While helpful and a step in the right direction, experts said there still isn’t a complete demographic report for a podcast across all delivery channels — yet.

“Podcasting doesn’t have what Nielsen does for the radio side,” Newmark said. “Nielsen measures quantity of people as well as detailed demographics at radio. They have started on a very small scale to do paneling for podcasting, but to date, there are only maybe 10% of podcasts participating, so it isn’t statistically significant yet.”

But there are other ways of measuring the success of placements, so lack of detailed demographic information isn’t necessarily a deal-breaker.

Newmark noted there are response-oriented advertisers and brand-oriented advertisers.
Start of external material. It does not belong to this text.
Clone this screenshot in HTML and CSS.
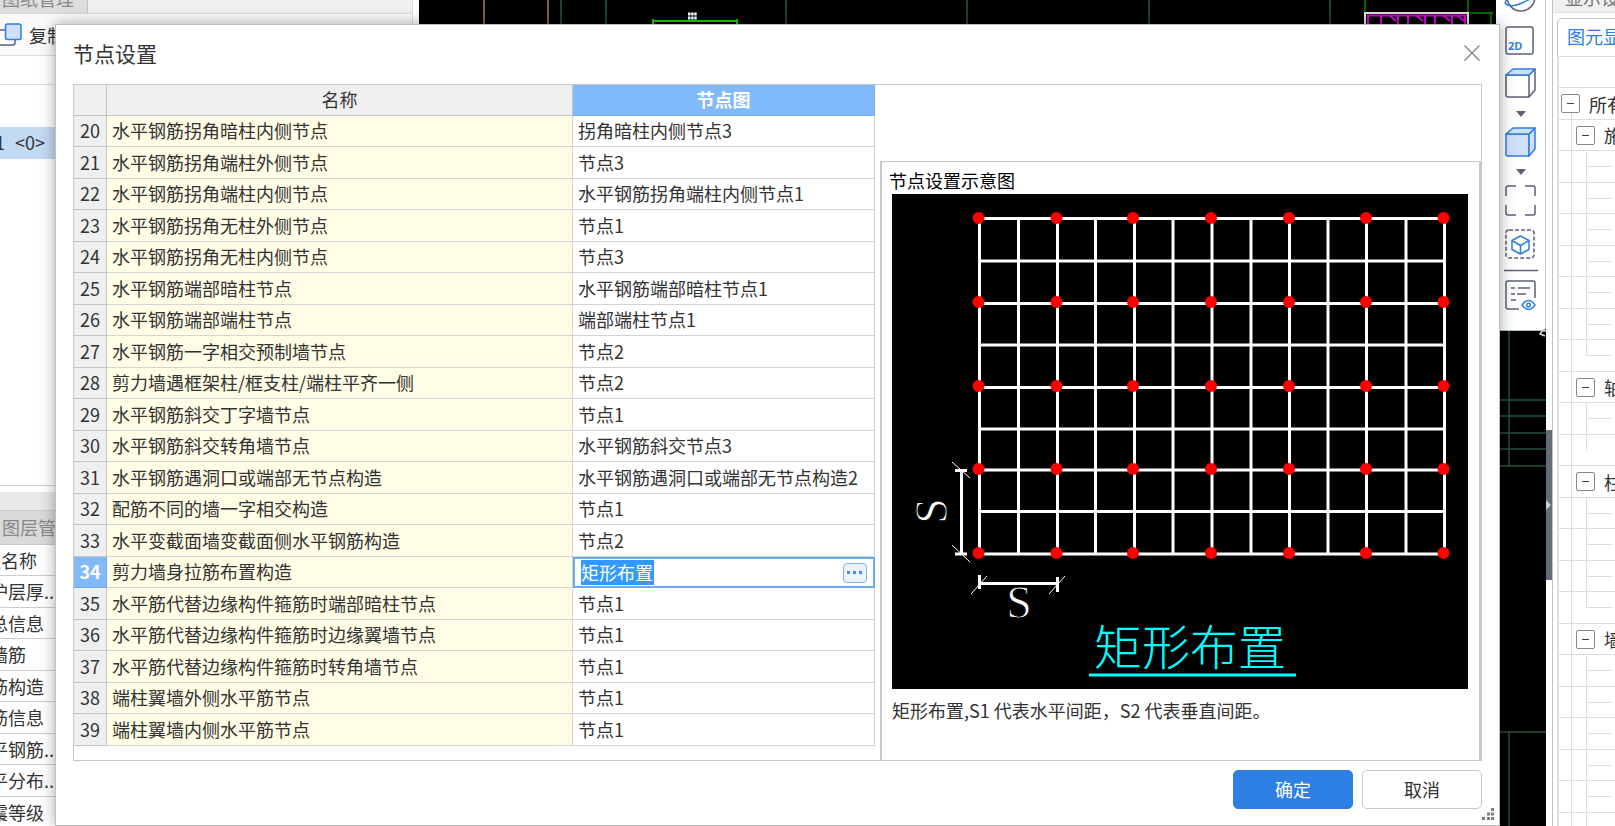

The response-oriented ones consider a success when they have a low cost-per-customer acquisition. “They will do things like a promo code or a vanity URL,” he said.

Brand-oriented advertisers have other methods for assessing results. “It might be that an advertiser is trying to push people to a retail location,” Newmark added, “so they would then survey customers and ask what prompted their visit.”

Meanwhile, Brokaw said iHeart uses Nielsen “audience cohorts” to help shape recommendations for its advertisers. “We also utilize audience insights and podcast feed analytics based on each campaign need.”

Despite the current shortfall in listener demographics, podcasts continue to explode in popularity, and ad spends on those shows aren’t showing any signs of slowing down, either.

“If you are a brand and everybody you talk to is listening to a podcast, you can’t be sitting on the sidelines waiting for the experts in the industry to tell you every little data point,” Newmark said. “You have to just move. If you spend enough and you are on some of the bigger shows, you will start seeing results.”